Sent from my HTC One using Tapatalk


----------



## John M (Jan 2, 2018)

Wow....impressive!


----------



## kiwi (Jan 2, 2018)

A beauty


----------



## emydura (Jan 2, 2018)

Gorgeous.


----------



## Secundino (Jan 2, 2018)

Stunning colour!


----------



## mrhappyrotter (Jan 2, 2018)

Very lovely. Great shape on it, too.


----------



## DIN (Jan 3, 2018)

Superb.


----------



## tomkalina (Jan 3, 2018)

Nice one, Mike!


----------



## NYEric (Jan 3, 2018)

Nice, no leaves!? oke:


----------



## dodidoki (Jan 6, 2018)

Very nice. Is is a mysterious thing to bloom an armeniacum...I grow a plant for a few years. Plant is very nice, multigrowth with strong roots. Never bloomed yet. :-(


----------



## Berthold (Jan 6, 2018)

dodidoki said:


> Plant is very nice, multigrowth with strong roots. Never bloomed yet. :-(


Keeping to warm in autumn/winter?


----------



## Happypaphy7 (Jan 7, 2018)

Nice!! 
Does it grow well too, Mike? 

I lost two multiple growths plants to sudden rots in 2016. I admit I put them in too much heat & light. I would have killed myself too in such hostile spots. lol 

Then I bought three single growths bs plants. 
All have been very slow to grow. But one of them did spike and even grew to show a bud. Unfortunately the bud died on the New Year's Day! 
I'm about done with this species.


----------



## orchid527 (Jan 8, 2018)

Here is a photo of the plant. It is growing in Orchiata in a 5 inch pot and has not been repotted since 2015. It has two mature growths and each of these has new growth emerging from the base. The one that bloomed was the closest to the window and likely received a little more light. The last time this plant bloomed was 2016 and that entire fan is now gone. The leaves on the older fan began to turn yellow last year and these new growths were pretty strong, so I just removed the old growth. The plant gets more than 2000 ft candles of light in the winter and the temps drop into the high 50s at night, but when the bud began to emerge, I moved it to a more moderate environment. I was hoping to avoid desiccating the bud, but I'm not sure it really made any difference. I've heard that armeniacum doesn't like high temps, so last summer, I would bring this plant into the air conditioned nursery on the very hottest days. I have not done this in years past and I'm not sure it really made much difference. Regarding watering, I keep this a little drier in the winter months, but otherwise treat it like everything else. It may be that it is just a hardy clone and is resistant to my cultural shortcomings. Mike


----------



## Happypaphy7 (Jan 8, 2018)

Thank you for sharing the photo of the plant and the information, Mike!
It is a big plant! and it grows like typical sympodial rather than throwing underground runners? 

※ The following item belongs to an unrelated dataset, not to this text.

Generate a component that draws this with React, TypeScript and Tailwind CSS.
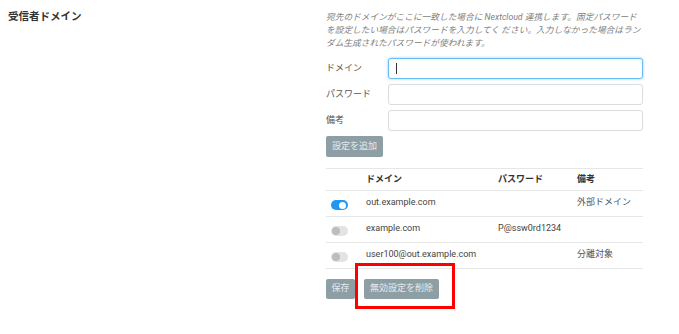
const FONT = { fontFamily: 'Roboto, "Noto Sans CJK JP", sans-serif' };

const ROWS = [
  { on: true, domain: "out.example.com", password: "", note: "外部ドメイン" },
  { on: false, domain: "example.com", password: "P@ssw0rd1234", note: "" },
  { on: false, domain: "user100@out.example.com", password: "", note: "分離対象" },
];

function Toggle({ on }: { on: boolean }) {
  return on ? (
    <div className="w-[17px] h-[10px] rounded-full bg-[#2196f3] flex items-center justify-end pr-[2px]">
      <div className="w-[7px] h-[7px] rounded-full bg-white" />
    </div>
  ) : (
    <div className="w-[17px] h-[10px] rounded-full bg-[#e3e3e3] flex items-center pl-[1px]">
      <div className="w-[8px] h-[8px] rounded-full bg-[#bdbdbd]" />
    </div>
  );
}

function Field({ label, focused }: { label: string; focused?: boolean }) {
  return (
    <div className="flex items-center h-[21px]">
      <div className="w-[62px] text-[9px] text-[#555]">{label}</div>
      <div
        className={`w-[255px] h-[21px] rounded-[3px] bg-white flex items-center pl-[7px] ${
          focused
            ? "border border-[#66bdf5] shadow-[0_0_3px_rgba(80,170,240,0.6)]"
            : "border border-[#dcdcdc]"
        }`}
      >
        {focused && <div className="w-px h-[11px] bg-[#333]" />}
      </div>
    </div>
  );
}

export default function App() {
  return (
    <div className="w-[679px] h-[334px] bg-white flex" style={FONT}>
      <div className="w-[326px] pl-[8px] pt-[10px]">
        <div className="text-[10.5px] font-bold text-[#333] leading-[14px]">受信者ドメイン</div>
      </div>

      <div className="w-[317px] pt-[11px]">
        <p className="text-[8.7px] italic text-[#808080] leading-[13px] whitespace-nowrap">
          宛先のドメインがここに一致した場合に Nextcloud 連携します。固定パスワード
          <br />
          を設定したい場合はパスワードを入力してく ださい。入力しなかった場合はラン
          <br />
          ダム生成されたパスワードが使われます。
        </p>

        <div className="mt-[8px] flex flex-col gap-[5px]">
          <Field label="ドメイン" focused />
          <Field label="パスワード" />
          <Field label="備考" />
        </div>

        <button className="mt-[5px] h-[21px] px-[6px] rounded-[2px] bg-[#8e9ea5] text-[9px] text-[#e4eaec]">
          設定を追加
        </button>

        <div className="mt-[11px] border-t border-[#e6e6e6]">
          <div className="flex items-center h-[22px] border-b border-[#e6e6e6] text-[9px] font-bold text-[#333]">
            <div className="w-[40px]" />
            <div className="w-[132px]">ドメイン</div>
            <div className="w-[79px]">パスワード</div>
            <div className="flex-1">備考</div>
          </div>
          {ROWS.map((r) => (
            <div
              key={r.domain}
              className="flex items-start h-[26px] border-b border-[#e6e6e6] text-[9px] text-[#444]"
            >
              <div className="w-[40px] pl-[5px] pt-[9px]">
                <Toggle on={r.on} />
              </div>
              <div className="w-[132px] pt-[5px]">{r.domain}</div>
              <div className="w-[79px] pt-[5px]">{r.password}</div>
              <div className="flex-1 pt-[5px] text-[#555]">{r.note}</div>
            </div>
          ))}
        </div>

        <div className="relative mt-[10px] flex gap-[9px]">
          <button className="h-[20px] w-[29px] rounded-[2px] bg-[#8e9ea5] text-[9px] text-[#e4eaec]">
            保存
          </button>
          <button className="h-[20px] w-[75px] rounded-[2px] bg-[#8e9ea5] text-[9px] text-[#e4eaec]">
            無効設定を削除
          </button>
          <div className="absolute left-[29px] top-[-16px] w-[100px] h-[46px] border-[3px] border-[#ff0000]" />
        </div>
      </div>
    </div>
  );
}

The two I lost to rots were obviously robust since they were sending out roots and runners well. I might have just cooked them to death. 
It was before the AC was installed. Poor things.

I then bought a bunch of single growth plants from Springwater when Thanh was offering lots of this and micranthum. I got a bunch of micranthum from him too, none of which have died. 

Of the armeniacum plants I got from him, one was large like yours. Long and wide leaves. I gave that one away to a friend who has a cold room. It's still alive but no flowers yet he says.

The rest of mine are still single growth plants and slowly adding leaves. Not a single stolon inside the pot as I can tell.
If this plant gets big soon and you decide to divide, please think of me!! 

How are your Barbara Larkin (Fumi's Delight x armeniacum) doing? Any progress? They have been very slow so far for the most part. Among the bunch I have, strangely, two smallest seedlings decided to grow and now they are the only ones doing any growing. The rest seem like they are just stopped in time. ?? 
I was hoping Barbara Larkin will be a nice subsititube for armeniacum, but guess not. 

Relatively & generally speaking, all my other armeniacum hybrids are robust growwers.


----------



## orchid527 (Jan 8, 2018)

Neil

The new growths emerging from the bases of these two plants are stolons that are beginning to differentiate on the ends into leaves. They are right at or just beneath the surface, so they should root OK. 

The Barbara Larkins are slow and none have bloomed yet, although a few might be large enough. I'm guessing a 50/50 chance of a flower by spring.

Mike


----------



## Happypaphy7 (Jan 9, 2018)

Thank you, Mike!


----------



## NYEric (Jan 9, 2018)

Thanks for the additional photo and info.


----------



## Wendy (Jan 9, 2018)

Stunning flower. Thank you for the culture information.


----------



## Earen (Jan 11, 2018)

Pictures like these are why I put up with my parvis.


----------



## Tom-DE (Jan 29, 2018)

Nice one!


----------